The depressed emptiness which settled over many of us with the Federal vote is likely to be deepened with the State parliamentary debates.

It looks like the majority of our State MPs will simply roll over to the argument that, since these IVF embryos are just going to be thrown out, "why not use them for something good?"

But they fail to ask two hard questions.

First, how did this dehumanised situation arise, where thousands of human offspring are discarded like expired meat?

We face this situation because, against the advice of every State enquiry into IVF in the 1980s, the industry was allowed to stockpile frozen embryos. Ironically, coinciding with the Federal debate, a British baby showed a way to stop the stockpiling. He was born using his mother's frozen ovum, stored until his parents were ready to conceive six months later.

A solution to the disgrace of the frozen generation is clear: freeze ova for later conception, not living embryos. The central offence of stockpiling embryos must be stopped - not perpetuated by establishing a permanent market for "surplus" offspring, desecrated as laboratory material to achieve "something good".

The second hard question is about the validity of claims that embryos will ever achieve "something good" for afflictions like Parkinson's and paralysis.

Most politicians blindly accept these claims; they lack the strength to crawl out from beneath the heap of embryonic hype. They simply believe the fevered fantasies about curing Alzheimer's and Superman and little diabetic children.

But the embryonic fantasy will continue to be fermented by miracles just around the corner, for as long as biotech companies need to ensure access to human embryos for more practical research. Such research will above all, as the Senate Enquiry heard, include drug testing (Hansard, February 17, 2002 pp.40-41), as well as training IVF technicians.
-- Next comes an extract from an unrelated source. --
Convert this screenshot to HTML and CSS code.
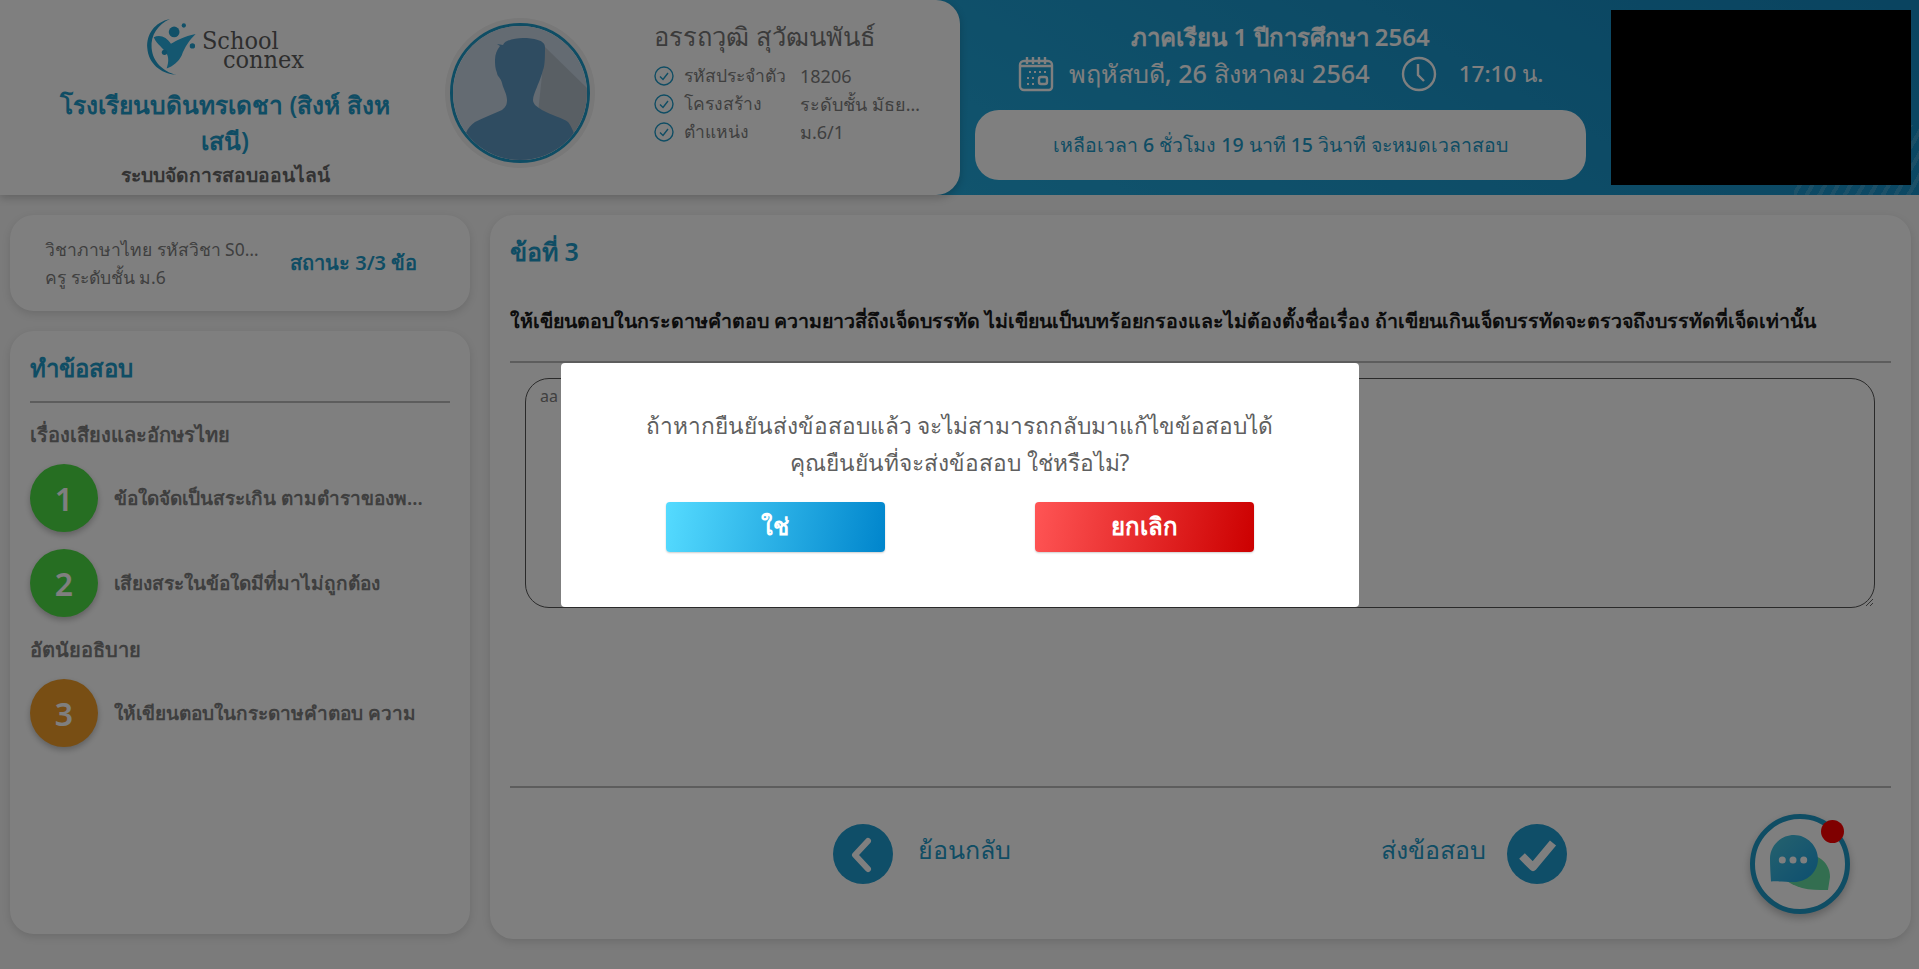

Leading embryo researchers made clear to the Senate committee that drug testing is a practical and profitable application of embryonic stem cells, Professor Alan Trounson enthusing, "These cells will be highly useful for screening drugs for both toxicology and effectiveness'' (Hansard, CA141, June 24, 2002).

There is already a market for mouse embryonic stem cells, which are similar to our own, but the drug companies would accelerate research (and add value) if they could go directly to human embryonic stem cells.

If these commercial facts of life need to be hammered home further, consider Trounson's successful application for the $46.5 million taxpayer grant to his Stem Cell Centre: "The centre will be developing pure populations of cells and plans to be primarily a supplier to screening companies for drug screening of selected cell types on a fee for service or a licence basis."

Primarily a supplier for drug screening. That is the reality behind this whole embryonic-stem-cell hoax.

Some members of State parliament, like their valiant Federal colleagues, will expose this hoax and clarify the real commercial uses for human embryos. They will rightly reject embryo stem cell cures as fanciful, useless and dangerous, a mere smokescreen for the drug companies, and affirm adult stem cell cures as ethically innocent, medically safe and actually treating humans in novel and exciting ways.

But the Research on Embryos Bill will still become law - a sad reflection on our representatives and a significant setback in the ongoing struggle to protect the littlest members of the human family.

  • Dr David van Gend is spokesman for DO NO HARM, an association promoting stem cell research but opposing human embryo destruction.